TO DO:
Here are records with pictures in them. Copy all of them exactly and leave the pictures out.

Front-end source files:
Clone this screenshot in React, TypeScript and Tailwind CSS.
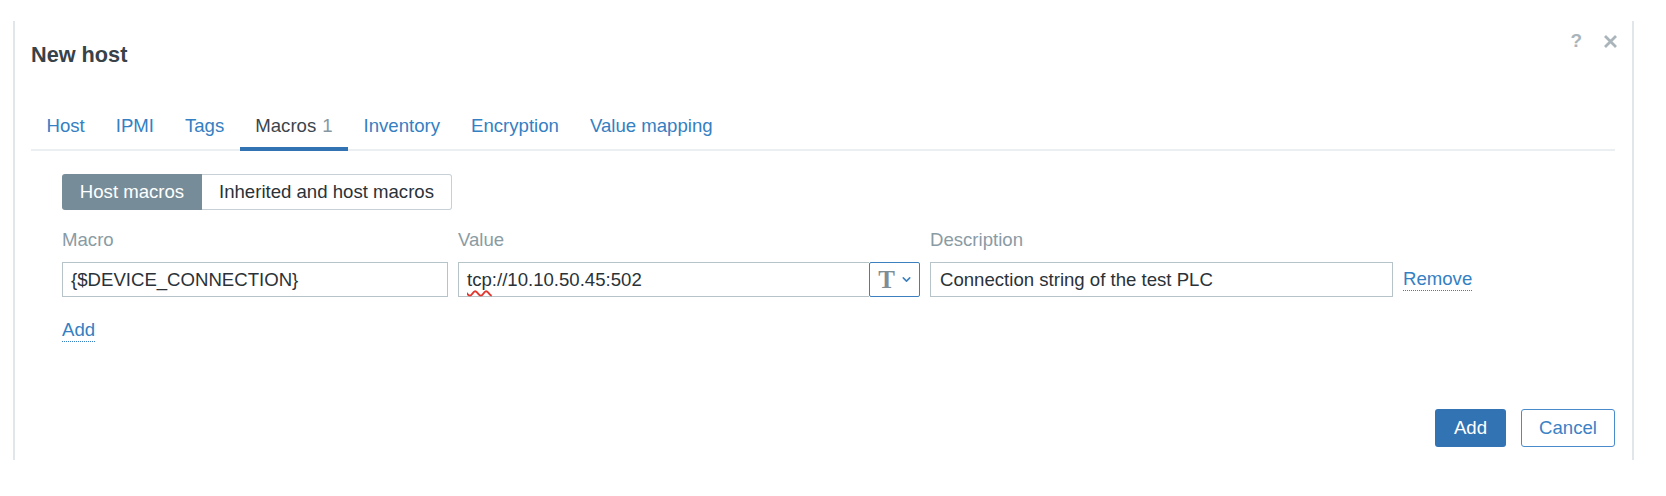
import { ChevronDown } from "lucide-react";

const tabs = [
  { label: "Host" },
  { label: "IPMI" },
  { label: "Tags" },
  { label: "Macros", count: 1, active: true },
  { label: "Inventory" },
  { label: "Encryption" },
  { label: "Value mapping" },
];

function CloseIcon() {
  return (
    <svg width="15" height="15" viewBox="0 0 15 15" aria-hidden="true">
      <path
        d="M2 2 L13 13 M13 2 L2 13"
        stroke="#aab5bb"
        strokeWidth="2.8"
        strokeLinecap="butt"
      />
    </svg>
  );
}

export default function App() {
  return (
    <div
      className="h-[496px] w-full bg-white pl-[13px] pt-[21px] text-[18.6px] text-[#2a3238]"
      style={{ fontFamily: '"Liberation Sans", Arial, sans-serif' }}
    >
      <div className="relative flex h-[439px] w-[1621px] flex-col border-x-2 border-[#e0e6e9] pl-[16px] pr-[17px]">
        {/* header actions */}
        <div className="absolute right-[14px] top-[9px] flex h-[22px] items-center gap-[21px]">
          <span className="text-[19px] font-semibold leading-[22px] text-[#aab5bb]">
            ?
          </span>
          <CloseIcon />
        </div>

        <h1 className="mt-[22px] text-[21.7px] font-bold leading-[24px] text-[#374249]">
          New host
        </h1>

        {/* tabs */}
        <div className="mt-[47px] flex border-b-2 border-[#eceff1]">
          {tabs.map((tab) => (
            <div
              key={tab.label}
              className={
                tab.active
                  ? "-mb-[2px] border-b-4 border-[#3273b3] px-[15.5px] pb-[9px] leading-[24px] text-[#3b454c]"
                  : "-mb-[2px] border-b-4 border-transparent px-[15.5px] pb-[9px] leading-[24px] text-[#3480c2]"
              }
            >
              {tab.label}
              {tab.count !== undefined && (
                <span className="ml-[6px] text-[#8797a0]">{tab.count}</span>
              )}
            </div>
          ))}
        </div>

        {/* tab content */}
        <div className="pl-[31px]">
          <div className="mt-[23px] flex h-[36px] w-[390px]">
            <div className="flex w-[140px] items-center justify-center rounded-l-[3px] bg-[#768d99] text-white">
              Host macros
            </div>
            <div className="flex w-[250px] items-center justify-center rounded-r-[3px] border border-l-0 border-[#c6d0d5] text-[#2a3238]">
              Inherited and host macros
            </div>
          </div>

          <div className="mt-[18px] grid grid-cols-[386px_462px_463px_auto] gap-x-[10px]">
            <div className="leading-[24px] text-[#8a9ba4]">Macro</div>
            <div className="leading-[24px] text-[#8a9ba4]">Value</div>
            <div className="leading-[24px] text-[#8a9ba4]">Description</div>
            <div />

            <div className="mt-[10px] flex h-[35px] items-center border border-[#b6c3c9] pl-[8px]">
              {"{$DEVICE_CONNECTION}"}
            </div>
            <div className="mt-[10px] flex h-[35px]">
              <div className="flex flex-1 items-center border border-r-0 border-[#b6c3c9] pl-[8px]">
                <span className="underline decoration-[#e2372f] decoration-wavy decoration-[1.5px] underline-offset-[4px]">
                  tcp
                </span>
                ://10.10.50.45:502
              </div>
              <div className="flex w-[51px] items-center justify-center gap-[5px] rounded-[2px] border border-[#3d80bf] pl-[2px]">
                <span
                  className="text-[25px] font-bold leading-none text-[#7f8d95]"
                  style={{ fontFamily: '"Liberation Serif", "Times New Roman", serif' }}
                >
                  T
                </span>
                <ChevronDown size={13} strokeWidth={2.8} color="#3d80bf" />
              </div>
            </div>
            <div className="mt-[10px] flex h-[35px] items-center border border-[#b6c3c9] pl-[9px]">
              Connection string of the test PLC
            </div>
            <div className="mt-[10px] flex h-[35px] items-center">
              <span className="border-b border-dotted border-[#3480c2] leading-[22px] text-[#3480c2]">
                Remove
              </span>
            </div>
          </div>

          <div className="mt-[19px]">
            <span className="inline-block border-b border-dotted border-[#3480c2] leading-[22px] text-[#3480c2]">
              Add
            </span>
          </div>
        </div>

        {/* footer */}
        <div className="mt-auto flex justify-end gap-[15px] pb-[13px]">
          <button className="h-[38px] w-[71px] rounded-[3px] bg-[#3273b3] text-white">
            Add
          </button>
          <button className="h-[38px] w-[94px] rounded-[3px] border border-[#4a8bcb] bg-white text-[#3a82c4]">
            Cancel
          </button>
        </div>
      </div>
    </div>
  );
}
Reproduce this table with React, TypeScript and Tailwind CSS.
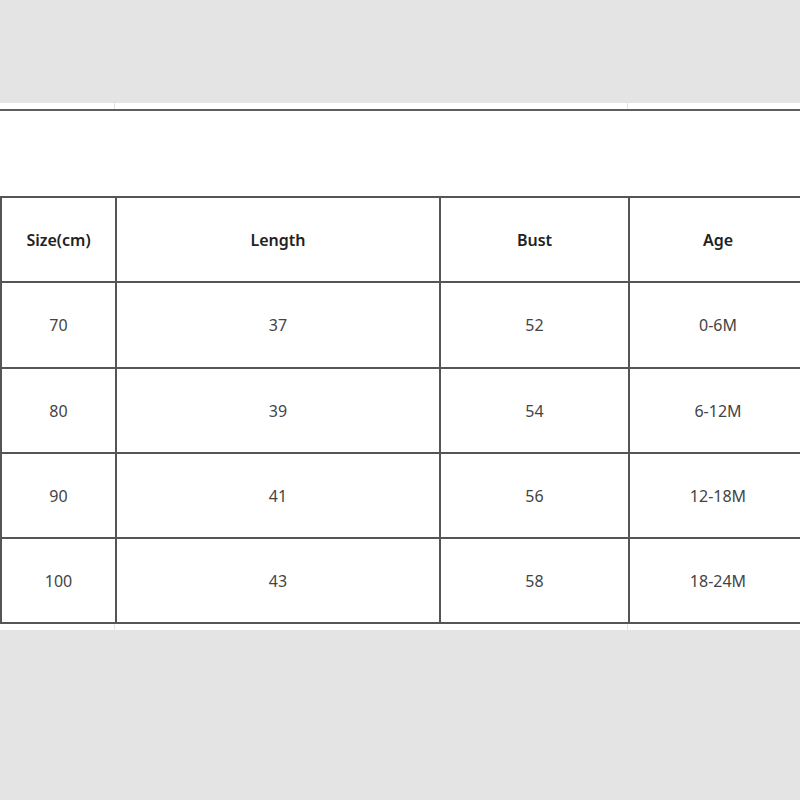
const headers = ["Size(cm)", "Length", "Bust", "Age"];

const rows = [
    ["70", "37", "52", "0-6M"],
    ["80", "39", "54", "6-12M"],
    ["90", "41", "56", "12-18M"],
    ["100", "43", "58", "18-24M"],
];

// faint spreadsheet gridline strip above/below the chart
function Strip({ height }: { height: string }) {
    return (
        <div className={`bg-white ${height} grid grid-cols-[115px_513px_1fr]`}>
            <div className="border-r border-[#e2e2e2]" />
            <div className="border-r border-[#e2e2e2]" />
            <div />
        </div>
    );
}

export default function App() {
    return (
        <div className="w-[800px] h-[800px] overflow-hidden bg-[#e4e4e4] flex flex-col font-['Noto_Sans','Liberation_Sans',sans-serif]">
            <div className="h-[103px] shrink-0 bg-[#e4e4e4]" />
            <Strip height="h-[6px]" />
            <div className="h-[2px] bg-[#5e5e5e] shrink-0" />
            <div className="h-[85px] bg-white shrink-0" />

            <div className="w-[806px] shrink-0 bg-[#555] grid grid-cols-[113px_322px_187px_176px] gap-[2px] p-[2px] pr-0">
                {headers.map((h) => (
                    <div key={h} className="bg-white h-[83px] flex items-center justify-center text-[16px] font-semibold text-[#222]">
                        {h}
                    </div>
                ))}
                {rows.map((row, i) =>
                    row.map((cell, j) => (
                        <div
                            key={`${i}-${j}`}
                            className={`bg-white ${i === 0 ? "h-[84px]" : "h-[83px]"} flex items-center justify-center text-[16px] text-[#444]`}
                        >
                            {cell}
                        </div>
                    ))
                )}
            </div>

            <Strip height="h-[6px]" />
            <div className="flex-1 bg-[#e4e4e4]" />
        </div>
    );
}
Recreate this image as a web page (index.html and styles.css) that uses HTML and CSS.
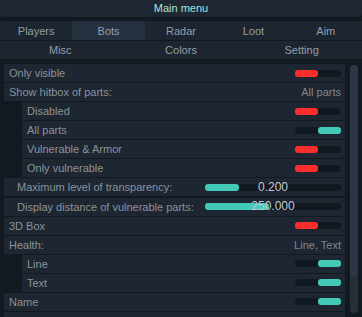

THE RESULT:
Clone this screenshot in React, TypeScript and Tailwind CSS.
import { ChevronDown } from "lucide-react";

const tabs = [
  { label: "Host" },
  { label: "IPMI" },
  { label: "Tags" },
  { label: "Macros", count: 1, active: true },
  { label: "Inventory" },
  { label: "Encryption" },
  { label: "Value mapping" },
];

function CloseIcon() {
  return (
    <svg width="15" height="15" viewBox="0 0 15 15" aria-hidden="true">
      <path
        d="M2 2 L13 13 M13 2 L2 13"
        stroke="#aab5bb"
        strokeWidth="2.8"
        strokeLinecap="butt"
      />
    </svg>
  );
}

export default function App() {
  return (
    <div
      className="h-[496px] w-full bg-white pl-[13px] pt-[21px] text-[18.6px] text-[#2a3238]"
      style={{ fontFamily: '"Liberation Sans", Arial, sans-serif' }}
    >
      <div className="relative flex h-[439px] w-[1621px] flex-col border-x-2 border-[#e0e6e9] pl-[16px] pr-[17px]">
        {/* header actions */}
        <div className="absolute right-[14px] top-[9px] flex h-[22px] items-center gap-[21px]">
          <span className="text-[19px] font-semibold leading-[22px] text-[#aab5bb]">
            ?
          </span>
          <CloseIcon />
        </div>

        <h1 className="mt-[22px] text-[21.7px] font-bold leading-[24px] text-[#374249]">
          New host
        </h1>

        {/* tabs */}
        <div className="mt-[47px] flex border-b-2 border-[#eceff1]">
          {tabs.map((tab) => (
            <div
              key={tab.label}
              className={
                tab.active
                  ? "-mb-[2px] border-b-4 border-[#3273b3] px-[15.5px] pb-[9px] leading-[24px] text-[#3b454c]"
                  : "-mb-[2px] border-b-4 border-transparent px-[15.5px] pb-[9px] leading-[24px] text-[#3480c2]"
              }
            >
              {tab.label}
              {tab.count !== undefined && (
                <span className="ml-[6px] text-[#8797a0]">{tab.count}</span>
              )}
            </div>
          ))}
        </div>

        {/* tab content */}
        <div className="pl-[31px]">
          <div className="mt-[23px] flex h-[36px] w-[390px]">
            <div className="flex w-[140px] items-center justify-center rounded-l-[3px] bg-[#768d99] text-white">
              Host macros
            </div>
            <div className="flex w-[250px] items-center justify-center rounded-r-[3px] border border-l-0 border-[#c6d0d5] text-[#2a3238]">
              Inherited and host macros
            </div>
          </div>

          <div className="mt-[18px] grid grid-cols-[386px_462px_463px_auto] gap-x-[10px]">
            <div className="leading-[24px] text-[#8a9ba4]">Macro</div>
            <div className="leading-[24px] text-[#8a9ba4]">Value</div>
            <div className="leading-[24px] text-[#8a9ba4]">Description</div>
            <div />

            <div className="mt-[10px] flex h-[35px] items-center border border-[#b6c3c9] pl-[8px]">
              {"{$DEVICE_CONNECTION}"}
            </div>
            <div className="mt-[10px] flex h-[35px]">
              <div className="flex flex-1 items-center border border-r-0 border-[#b6c3c9] pl-[8px]">
                <span className="underline decoration-[#e2372f] decoration-wavy decoration-[1.5px] underline-offset-[4px]">
                  tcp
                </span>
                ://10.10.50.45:502
              </div>
              <div className="flex w-[51px] items-center justify-center gap-[5px] rounded-[2px] border border-[#3d80bf] pl-[2px]">
                <span
                  className="text-[25px] font-bold leading-none text-[#7f8d95]"
                  style={{ fontFamily: '"Liberation Serif", "Times New Roman", serif' }}
                >
                  T
                </span>
                <ChevronDown size={13} strokeWidth={2.8} color="#3d80bf" />
              </div>
            </div>
            <div className="mt-[10px] flex h-[35px] items-center border border-[#b6c3c9] pl-[9px]">
              Connection string of the test PLC
            </div>
            <div className="mt-[10px] flex h-[35px] items-center">
              <span className="border-b border-dotted border-[#3480c2] leading-[22px] text-[#3480c2]">
                Remove
              </span>
            </div>
          </div>

          <div className="mt-[19px]">
            <span className="inline-block border-b border-dotted border-[#3480c2] leading-[22px] text-[#3480c2]">
              Add
            </span>
          </div>
        </div>

        {/* footer */}
        <div className="mt-auto flex justify-end gap-[15px] pb-[13px]">
          <button className="h-[38px] w-[71px] rounded-[3px] bg-[#3273b3] text-white">
            Add
          </button>
          <button className="h-[38px] w-[94px] rounded-[3px] border border-[#4a8bcb] bg-white text-[#3a82c4]">
            Cancel
          </button>
        </div>
      </div>
    </div>
  );
}
Reproduce this table with React, TypeScript and Tailwind CSS.
const headers = ["Size(cm)", "Length", "Bust", "Age"];

const rows = [
    ["70", "37", "52", "0-6M"],
    ["80", "39", "54", "6-12M"],
    ["90", "41", "56", "12-18M"],
    ["100", "43", "58", "18-24M"],
];

// faint spreadsheet gridline strip above/below the chart
function Strip({ height }: { height: string }) {
    return (
        <div className={`bg-white ${height} grid grid-cols-[115px_513px_1fr]`}>
            <div className="border-r border-[#e2e2e2]" />
            <div className="border-r border-[#e2e2e2]" />
            <div />
        </div>
    );
}

export default function App() {
    return (
        <div className="w-[800px] h-[800px] overflow-hidden bg-[#e4e4e4] flex flex-col font-['Noto_Sans','Liberation_Sans',sans-serif]">
            <div className="h-[103px] shrink-0 bg-[#e4e4e4]" />
            <Strip height="h-[6px]" />
            <div className="h-[2px] bg-[#5e5e5e] shrink-0" />
            <div className="h-[85px] bg-white shrink-0" />

            <div className="w-[806px] shrink-0 bg-[#555] grid grid-cols-[113px_322px_187px_176px] gap-[2px] p-[2px] pr-0">
                {headers.map((h) => (
                    <div key={h} className="bg-white h-[83px] flex items-center justify-center text-[16px] font-semibold text-[#222]">
                        {h}
                    </div>
                ))}
                {rows.map((row, i) =>
                    row.map((cell, j) => (
                        <div
                            key={`${i}-${j}`}
                            className={`bg-white ${i === 0 ? "h-[84px]" : "h-[83px]"} flex items-center justify-center text-[16px] text-[#444]`}
                        >
                            {cell}
                        </div>
                    ))
                )}
            </div>

            <Strip height="h-[6px]" />
            <div className="flex-1 bg-[#e4e4e4]" />
        </div>
    );
}
Recreate this image as a web page (index.html and styles.css) that uses HTML and CSS.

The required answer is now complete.